The poem ranges from asinine (“you don’t know how many Vietnamese soft rolls to order”) to brutally distasteful (“you don’t know why you let that guy go without shooting him dead and stuffing him in some bushes between Cambridge and Watertown”). It appears to be an attempt to humanize Dzhokhar Tsarnaev, the 19-year-old subject of April 19th’s massive manhunt and the main suspect in the Marathon Monday bombings. Palmer paints him as a nervous, lonely young man, with such lines as “you don’t know where your friends went,” “you don’t know how it felt to be in the womb but it must have been at least a little warmer than this,” and “you don’t know how to dance but you give it a shot anyway.” Her Dzhokhar is trapped and confused, not quite innocent but certainly not as guilty as he could be. She speculates about his relationship with his older brother and probable partner in crime, writing “you don’t know how to separate from this partnership to escape and finally breathe.”

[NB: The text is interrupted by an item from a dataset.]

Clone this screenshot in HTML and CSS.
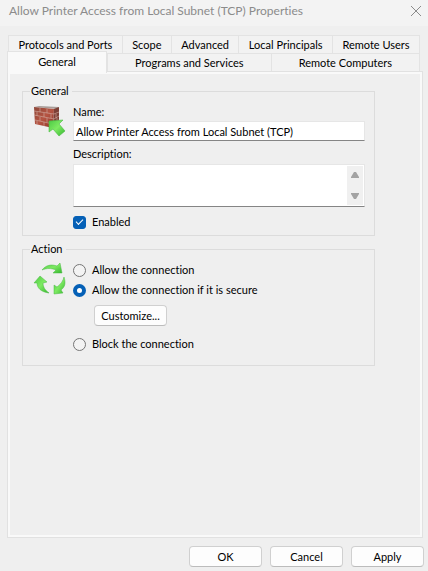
FILE: index.html
```html
<!DOCTYPE html>
<html lang="en">
<head>
<meta charset="utf-8">
<meta name="viewport" content="width=device-width, initial-scale=1">
<title>Allow Printer Access from Local Subnet (TCP) Properties</title>
<link rel="stylesheet" href="styles.css">
</head>
<body>
<form class="dialog">
  <header class="titlebar">
    <h1 class="title">Allow Printer Access from Local Subnet (TCP) Properties</h1>
    <button class="close" type="button" aria-label="Close">
      <svg width="12" height="12" viewBox="0 0 12 12" fill="none" stroke="#8b8b8b"><path d="M1 1l10 10M11 1L1 11"/></svg>
    </button>
  </header>

  <nav class="tabs" role="tablist">
    <div class="tab-row tab-row-back">
      <button class="tab" type="button" role="tab">Protocols and Ports</button>
      <button class="tab" type="button" role="tab">Scope</button>
      <button class="tab" type="button" role="tab">Advanced</button>
      <button class="tab" type="button" role="tab">Local Principals</button>
      <button class="tab" type="button" role="tab">Remote Users</button>
    </div>
    <div class="tab-row tab-row-front">
      <button class="tab selected" type="button" role="tab" aria-selected="true">General</button>
      <button class="tab" type="button" role="tab">Programs and Services</button>
      <button class="tab" type="button" role="tab">Remote Computers</button>
    </div>
  </nav>

  <main class="panel" role="tabpanel">
    <fieldset class="group">
      <legend>General</legend>
      <div class="group-body">
        <svg class="icon" width="34" height="34" viewBox="0 0 34 34">
          <defs>
            <linearGradient id="brick" x1="0" y1="0" x2="1" y2="1"><stop offset="0" stop-color="#8c4638"/><stop offset=".5" stop-color="#b65543"/><stop offset="1" stop-color="#8c3428"/></linearGradient>
            <linearGradient id="leaf" x1="0" y1="0" x2="1" y2="1"><stop offset="0" stop-color="#4cc944"/><stop offset=".5" stop-color="#7eea62"/><stop offset="1" stop-color="#35b62f"/></linearGradient>
          </defs>
          <path d="M1 2l5-1 20 1-2 2z" fill="#a79c98"/>
          <path d="M1 2l20 2-1 19L2 19z" fill="url(#brick)"/>
          <path d="M21 4l5-2v17l-6 4z" fill="#7d4036"/>
          <path d="M1 6l20 3 5-2M1 10l20 4 5-3M2 15l18 4 6-4M7 3v4M14 4v4M4 7v4M11 8v4M18 9v4M7 12v4M14 13v4M4 16v3M11 17v4M17 18v4M23 9v4M24 13v4" fill="none" stroke="#cfa398" stroke-width=".7"/>
          <path d="M16 16l14-1-4 4 6 7-6 5-6-7-4 3z" fill="url(#leaf)" stroke="#4ab945" stroke-width=".6" stroke-linejoin="round"/>
        </svg>
        <div class="fields">
          <label for="rule-name">Name:</label>
          <input class="text-input" id="rule-name" type="text" value="Allow Printer Access from Local Subnet (TCP)">
          <label class="description-label" for="description">Description:</label>
          <div class="memo">
            <textarea id="description"></textarea>
            <div class="scrollbar" aria-hidden="true">
              <svg width="10" height="8" viewBox="0 0 10 8"><path d="M4 1h2l3 5v1H1V6z" fill="#a3a3a3"/></svg>
              <svg width="10" height="8" viewBox="0 0 10 8"><path d="M1 1h8v1L6 7H4L1 2z" fill="#a3a3a3"/></svg>
            </div>
          </div>
          <label class="choice enabled"><input type="checkbox" checked>Enabled</label>
        </div>
      </div>
    </fieldset>

    <fieldset class="group">
      <legend>Action</legend>
      <div class="group-body">
        <svg class="icon" width="34" height="34" viewBox="0 0 34 34">
          <g fill="url(#leaf)" stroke="#4ab945" stroke-width=".5" stroke-linejoin="round">
            <path d="M9 7C13 2 18 1 24 3l3-3 2 10-9 0 3-3C18 5 14 5 9 7z"/>
            <path d="M31 14c2 6 1 10-3 13l2 3-9 1 0-9 3 2c4-3 6-6 7-10z"/>
            <path d="M16 30C8 29 4 25 4 20H1l6-7 7 6-4 1c0 4 2 7 6 10z"/>
          </g>
        </svg>
        <div class="fields actions">
          <label class="choice"><input type="radio" name="action">Allow the connection</label>
          <label class="choice"><input type="radio" name="action" checked>Allow the connection if it is secure</label>
          <button class="button customize" type="button">Customize...</button>
          <label class="choice"><input type="radio" name="action">Block the connection</label>
        </div>
      </div>
    </fieldset>
  </main>

  <footer class="footer">
    <button class="button" type="button">OK</button>
    <button class="button" type="button">Cancel</button>
    <button class="button" type="button">Apply</button>
  </footer>
</form>
</body>
</html>
```
FILE: styles.css
```css
* {
  box-sizing: border-box;
}

body {
  margin: 0;
  background: #efefef;
  color: #000;
  font: 11px/14px Lato, "Liberation Sans", sans-serif;
  font-variant-ligatures: none;
}

button,
input,
textarea {
  margin: 0;
  color: inherit;
  font: inherit;
  font-variant-ligatures: none;
}

.dialog {
  display: flex;
  flex-direction: column;
  min-height: 100vh;
}

.titlebar {
  display: flex;
  align-items: center;
  justify-content: space-between;
  height: 26px;
  padding: 0 6px 4px 9px;
  background: #f3f3f3;
}

.title {
  margin: 0;
  color: #8b8b8b;
  font: 12px/16px Lato, "Open Sans", sans-serif;
  font-variant-ligatures: none;
  white-space: nowrap;
}

.close {
  display: flex;
  padding: 0;
  border: 0;
  background: none;
}

.tabs {
  padding: 9px 7px 0;
}

.tab-row {
  display: flex;
}

.tab-row-back {
  margin: 0 1px;
}

.tab-row-front {
  margin-right: 1px;
}

.tab {
  flex: 1 1 auto;
  height: 18px;
  padding: 0 8px;
  border: 1px solid #e3e3e3;
  border-width: 1px 0 0 1px;
  background: #f2f2f2;
  white-space: nowrap;
}

.tab:last-child {
  border-right-width: 1px;
}

.tab.selected {
  position: relative;
  flex: 0 0 100px;
  height: 22px;
  margin: -2px 0;
  padding-bottom: 2px;
  border-right-width: 1px;
  background: #f9f9f9;
}

.panel {
  flex: 1;
  display: flex;
  flex-direction: column;
  gap: 6px;
  margin: 0 5px 0 7px;
  padding: 12px 45px 10px 12px;
  border: 1px solid #e1e1e1;
  box-shadow: inset 0 0 0 2px #f9f9f9;
}

.group {
  min-width: 0;
  margin: 0 2px;
  padding: 0 9px 6px 7px;
  border: 1px solid #dcdcdc;
}

.group legend {
  padding: 0 3px 0 1px;
}

.group-body {
  display: flex;
  gap: 6px;
  padding: 7px 0 0 3px;
}

.icon {
  flex: none;
}

.fields {
  flex: 1;
  display: flex;
  flex-direction: column;
  align-items: flex-start;
}

.text-input {
  width: 100%;
  height: 20px;
  margin-top: 2px;
  padding: 0 2px;
  border: 1px solid #e6e6e6;
  border-bottom-color: #858585;
  background: #fff;
}

.description-label {
  margin-top: 6px;
}

.memo {
  display: flex;
  width: 100%;
  height: 43px;
  margin-top: 3px;
  padding: 1px;
  border: 1px solid #e6e6e6;
  border-bottom-color: #858585;
  background: #fff;
}

.memo textarea {
  flex: 1;
  min-width: 0;
  padding: 0 2px;
  border: 0;
  outline: 0;
  background: none;
  resize: none;
}

.scrollbar {
  display: flex;
  flex-direction: column;
  align-items: center;
  justify-content: space-between;
  width: 16px;
  padding: 5px 0;
  background: #f0f0f0;
}

.choice {
  display: flex;
  align-items: center;
  gap: 6px;
}

.choice input {
  appearance: none;
  width: 13px;
  height: 13px;
  border: 1px solid #757575;
  border-radius: 50%;
  background: #f3f3f3;
}

.choice input[type="radio"]:checked {
  border: 4px solid #0560b6;
  background: #fff;
}

.choice input[type="checkbox"] {
  display: grid;
  place-items: center;
  border-color: #0560b6;
  border-radius: 3px;
  background: #0560b6;
}

.choice input[type="checkbox"]:checked::before {
  content: "";
  width: 6px;
  height: 3px;
  margin-bottom: 2px;
  border: solid #fff;
  border-width: 0 0 1px 1px;
  transform: rotate(-45deg);
}

.enabled {
  margin-top: 8px;
}

.actions {
  gap: 6px;
  padding-bottom: 8px;
}

.button {
  width: 73px;
  height: 21px;
  padding: 0;
  border: 1px solid #d0d0d0;
  border-bottom-color: #bcbcbc;
  border-radius: 4px;
  background: #fdfdfd;
}

.customize {
  margin: 2px 0 5px 21px;
}

.footer {
  display: flex;
  justify-content: flex-end;
  gap: 8px;
  padding: 8px 4px 4px;
}
```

If I had come across this poem in a personal journal, scribbled on a napkin or typed up and saved somewhere private, my reaction would have been different. Poetry can be a powerful and productive way to process emotions, and I sympathize with the urge to push back against wild, bloodthirsty media speculations regarding this young man about whom so little is known. If I had been struck by the artistic merit of the work, I would have felt differently. Some of the best art deals with controversial and offensive content. But I didn’t find it in a personal journal. I found it on the public blog of a well-known musician. And I wasn’t impressed by the writing. Shock-value aside, it’s structurally boring and lacks any sort of emotional center. No matter how disrespectful and distasteful I find “A Poem for Dzhokar,” that’s beside the point. With this post, Amanda Palmer has managed to make the discussion of a tragedy into a discussion about her. I am willing to respect an artist with whom I disagree. I am not willing to respect an artist who creates controversy out of tragedy without bothering to create art at all.